Task description: Take each line that has the word "screenshot" and return it.

Saved data entries:
((
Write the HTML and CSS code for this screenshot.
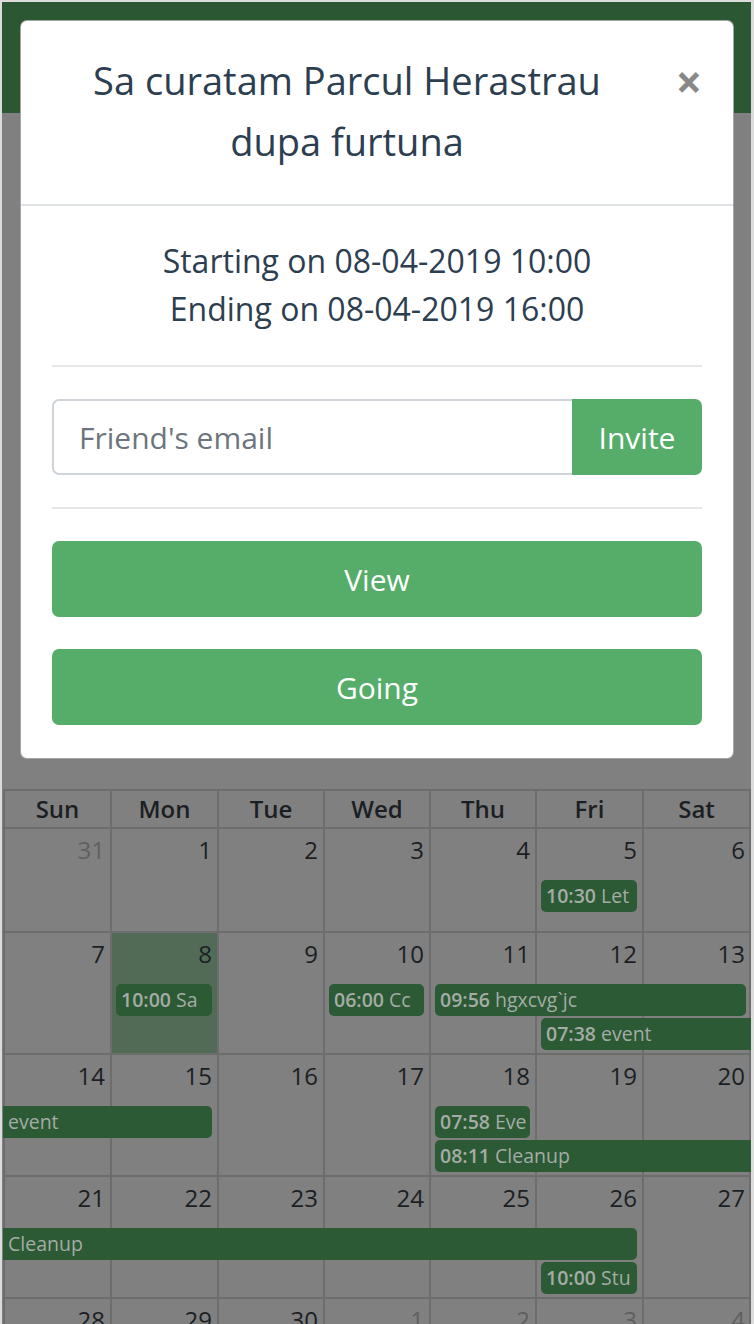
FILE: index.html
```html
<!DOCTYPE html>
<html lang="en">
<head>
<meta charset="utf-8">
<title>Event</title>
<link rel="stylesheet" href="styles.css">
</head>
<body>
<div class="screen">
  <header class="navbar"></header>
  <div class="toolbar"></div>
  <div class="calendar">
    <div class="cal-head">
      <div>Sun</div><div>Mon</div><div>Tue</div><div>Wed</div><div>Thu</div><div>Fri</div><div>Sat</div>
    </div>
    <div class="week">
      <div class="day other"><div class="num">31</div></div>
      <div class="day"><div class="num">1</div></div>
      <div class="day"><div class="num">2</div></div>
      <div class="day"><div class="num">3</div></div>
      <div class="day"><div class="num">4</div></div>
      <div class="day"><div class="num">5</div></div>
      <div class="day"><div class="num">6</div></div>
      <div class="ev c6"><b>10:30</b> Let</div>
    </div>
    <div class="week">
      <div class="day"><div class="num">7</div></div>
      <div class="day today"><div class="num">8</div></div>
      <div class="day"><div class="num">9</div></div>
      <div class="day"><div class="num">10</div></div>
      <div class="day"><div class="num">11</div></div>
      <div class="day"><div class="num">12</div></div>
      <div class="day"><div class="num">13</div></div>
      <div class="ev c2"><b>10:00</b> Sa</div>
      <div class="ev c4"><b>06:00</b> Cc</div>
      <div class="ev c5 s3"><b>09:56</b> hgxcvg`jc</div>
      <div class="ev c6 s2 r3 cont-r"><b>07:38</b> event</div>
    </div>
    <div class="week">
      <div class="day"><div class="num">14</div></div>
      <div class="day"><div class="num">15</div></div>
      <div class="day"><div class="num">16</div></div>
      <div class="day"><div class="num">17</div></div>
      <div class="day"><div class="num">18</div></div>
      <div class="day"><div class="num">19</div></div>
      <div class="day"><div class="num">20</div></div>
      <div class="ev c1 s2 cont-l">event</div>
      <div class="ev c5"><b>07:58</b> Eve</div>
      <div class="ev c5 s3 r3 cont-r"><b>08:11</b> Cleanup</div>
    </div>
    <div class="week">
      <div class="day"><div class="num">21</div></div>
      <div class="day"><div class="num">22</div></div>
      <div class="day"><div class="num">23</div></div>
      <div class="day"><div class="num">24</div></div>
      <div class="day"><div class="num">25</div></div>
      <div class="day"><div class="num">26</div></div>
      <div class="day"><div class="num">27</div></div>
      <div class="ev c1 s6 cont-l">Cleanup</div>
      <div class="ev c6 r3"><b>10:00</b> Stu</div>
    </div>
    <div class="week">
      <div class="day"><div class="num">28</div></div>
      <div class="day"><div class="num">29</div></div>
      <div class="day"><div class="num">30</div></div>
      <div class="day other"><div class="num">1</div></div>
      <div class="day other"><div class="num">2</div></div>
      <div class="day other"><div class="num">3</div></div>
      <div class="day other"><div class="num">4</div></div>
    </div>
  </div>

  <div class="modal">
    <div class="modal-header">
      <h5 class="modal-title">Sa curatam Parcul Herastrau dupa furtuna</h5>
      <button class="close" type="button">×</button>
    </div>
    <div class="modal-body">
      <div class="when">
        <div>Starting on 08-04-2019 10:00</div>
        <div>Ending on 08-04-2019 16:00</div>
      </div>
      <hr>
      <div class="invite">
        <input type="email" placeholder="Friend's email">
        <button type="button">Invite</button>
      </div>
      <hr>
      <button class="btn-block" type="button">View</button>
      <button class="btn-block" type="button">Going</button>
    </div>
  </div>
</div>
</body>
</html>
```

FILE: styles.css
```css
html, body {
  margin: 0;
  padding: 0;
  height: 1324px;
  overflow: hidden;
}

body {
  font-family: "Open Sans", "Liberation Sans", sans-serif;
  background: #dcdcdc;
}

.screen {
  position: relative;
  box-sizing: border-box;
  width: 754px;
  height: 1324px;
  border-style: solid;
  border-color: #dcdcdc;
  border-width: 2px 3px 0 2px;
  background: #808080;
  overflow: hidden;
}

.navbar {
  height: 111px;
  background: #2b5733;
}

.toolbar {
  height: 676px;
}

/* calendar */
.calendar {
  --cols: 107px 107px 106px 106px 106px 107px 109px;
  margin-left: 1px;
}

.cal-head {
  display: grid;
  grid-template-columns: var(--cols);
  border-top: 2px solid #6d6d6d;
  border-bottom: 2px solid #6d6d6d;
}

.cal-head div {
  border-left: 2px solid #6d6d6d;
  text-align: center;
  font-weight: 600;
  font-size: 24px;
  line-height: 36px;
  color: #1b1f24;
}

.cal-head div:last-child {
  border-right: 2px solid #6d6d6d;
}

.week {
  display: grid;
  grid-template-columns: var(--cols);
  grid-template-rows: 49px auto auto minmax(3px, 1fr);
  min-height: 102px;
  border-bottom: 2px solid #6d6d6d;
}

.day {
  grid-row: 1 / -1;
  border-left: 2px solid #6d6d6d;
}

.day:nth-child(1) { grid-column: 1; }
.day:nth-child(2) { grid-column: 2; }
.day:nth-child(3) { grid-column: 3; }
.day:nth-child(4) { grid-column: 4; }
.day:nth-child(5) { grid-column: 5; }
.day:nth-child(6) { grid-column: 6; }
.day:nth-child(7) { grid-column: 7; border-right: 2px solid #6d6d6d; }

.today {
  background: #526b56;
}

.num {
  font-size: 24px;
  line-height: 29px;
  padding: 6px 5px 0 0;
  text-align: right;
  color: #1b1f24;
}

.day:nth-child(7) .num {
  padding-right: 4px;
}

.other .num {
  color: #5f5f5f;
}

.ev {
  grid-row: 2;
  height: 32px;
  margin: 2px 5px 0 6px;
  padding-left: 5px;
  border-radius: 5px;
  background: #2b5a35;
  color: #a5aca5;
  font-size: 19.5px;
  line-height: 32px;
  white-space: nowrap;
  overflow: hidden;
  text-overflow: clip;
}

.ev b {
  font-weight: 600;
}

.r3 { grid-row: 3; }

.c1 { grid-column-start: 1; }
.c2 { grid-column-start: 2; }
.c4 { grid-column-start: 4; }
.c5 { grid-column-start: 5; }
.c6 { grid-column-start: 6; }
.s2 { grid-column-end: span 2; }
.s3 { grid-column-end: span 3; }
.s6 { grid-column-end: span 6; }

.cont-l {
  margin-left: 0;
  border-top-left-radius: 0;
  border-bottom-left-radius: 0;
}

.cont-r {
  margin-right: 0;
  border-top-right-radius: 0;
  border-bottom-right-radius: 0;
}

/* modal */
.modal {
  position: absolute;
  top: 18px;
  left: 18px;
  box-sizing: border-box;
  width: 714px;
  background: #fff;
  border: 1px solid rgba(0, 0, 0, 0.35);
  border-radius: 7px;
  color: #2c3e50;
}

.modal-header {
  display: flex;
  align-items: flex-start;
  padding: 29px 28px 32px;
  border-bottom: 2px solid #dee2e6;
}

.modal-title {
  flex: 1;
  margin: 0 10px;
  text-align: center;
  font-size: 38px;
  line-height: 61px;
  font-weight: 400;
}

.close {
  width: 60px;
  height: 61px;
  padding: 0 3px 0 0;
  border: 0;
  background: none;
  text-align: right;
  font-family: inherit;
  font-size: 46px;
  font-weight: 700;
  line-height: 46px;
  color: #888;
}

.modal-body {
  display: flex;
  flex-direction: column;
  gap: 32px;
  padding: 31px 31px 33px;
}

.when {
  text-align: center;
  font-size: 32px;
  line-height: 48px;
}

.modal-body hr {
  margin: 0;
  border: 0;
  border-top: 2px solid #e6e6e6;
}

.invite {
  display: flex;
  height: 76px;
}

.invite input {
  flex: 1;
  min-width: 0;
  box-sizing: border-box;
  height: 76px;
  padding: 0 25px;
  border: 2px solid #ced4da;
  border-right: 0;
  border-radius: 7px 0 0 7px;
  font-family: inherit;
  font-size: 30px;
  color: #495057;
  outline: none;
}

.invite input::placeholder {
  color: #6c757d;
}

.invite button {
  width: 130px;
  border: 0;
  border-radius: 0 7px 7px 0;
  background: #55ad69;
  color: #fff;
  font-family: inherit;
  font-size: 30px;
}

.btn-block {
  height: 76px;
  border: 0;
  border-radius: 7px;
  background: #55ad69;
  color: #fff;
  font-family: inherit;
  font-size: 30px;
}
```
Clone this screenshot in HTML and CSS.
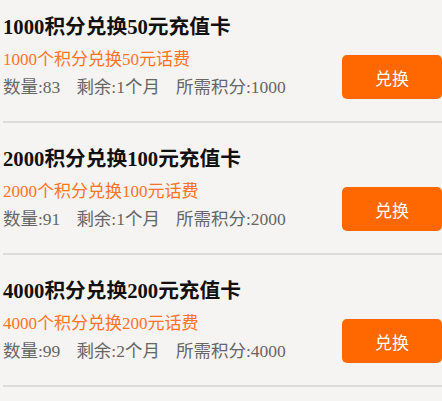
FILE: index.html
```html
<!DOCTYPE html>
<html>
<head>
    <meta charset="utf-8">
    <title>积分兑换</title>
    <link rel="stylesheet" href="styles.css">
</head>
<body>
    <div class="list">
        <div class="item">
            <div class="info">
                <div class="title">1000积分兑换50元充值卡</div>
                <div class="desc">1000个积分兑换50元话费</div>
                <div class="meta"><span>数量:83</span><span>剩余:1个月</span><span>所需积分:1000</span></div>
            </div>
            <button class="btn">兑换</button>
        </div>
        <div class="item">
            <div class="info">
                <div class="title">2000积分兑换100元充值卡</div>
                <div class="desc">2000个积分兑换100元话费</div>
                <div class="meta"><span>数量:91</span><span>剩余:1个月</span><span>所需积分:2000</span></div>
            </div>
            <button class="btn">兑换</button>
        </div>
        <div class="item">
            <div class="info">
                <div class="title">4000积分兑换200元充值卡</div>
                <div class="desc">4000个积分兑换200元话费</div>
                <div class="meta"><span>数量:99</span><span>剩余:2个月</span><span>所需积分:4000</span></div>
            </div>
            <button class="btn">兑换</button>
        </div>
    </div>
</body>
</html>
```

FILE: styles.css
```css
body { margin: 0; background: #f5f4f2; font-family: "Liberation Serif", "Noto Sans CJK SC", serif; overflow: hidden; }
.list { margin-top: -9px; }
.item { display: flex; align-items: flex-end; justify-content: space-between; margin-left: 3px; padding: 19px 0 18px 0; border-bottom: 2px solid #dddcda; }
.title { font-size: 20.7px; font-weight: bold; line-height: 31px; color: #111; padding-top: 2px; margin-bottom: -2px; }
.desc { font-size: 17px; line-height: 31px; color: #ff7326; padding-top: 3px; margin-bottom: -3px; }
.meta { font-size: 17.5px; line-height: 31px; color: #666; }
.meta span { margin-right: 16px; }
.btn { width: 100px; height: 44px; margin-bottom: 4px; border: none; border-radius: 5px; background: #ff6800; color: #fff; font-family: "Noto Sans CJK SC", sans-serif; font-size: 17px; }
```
))
Written reply:
Write the HTML and CSS code for this screenshot.
Clone this screenshot in HTML and CSS.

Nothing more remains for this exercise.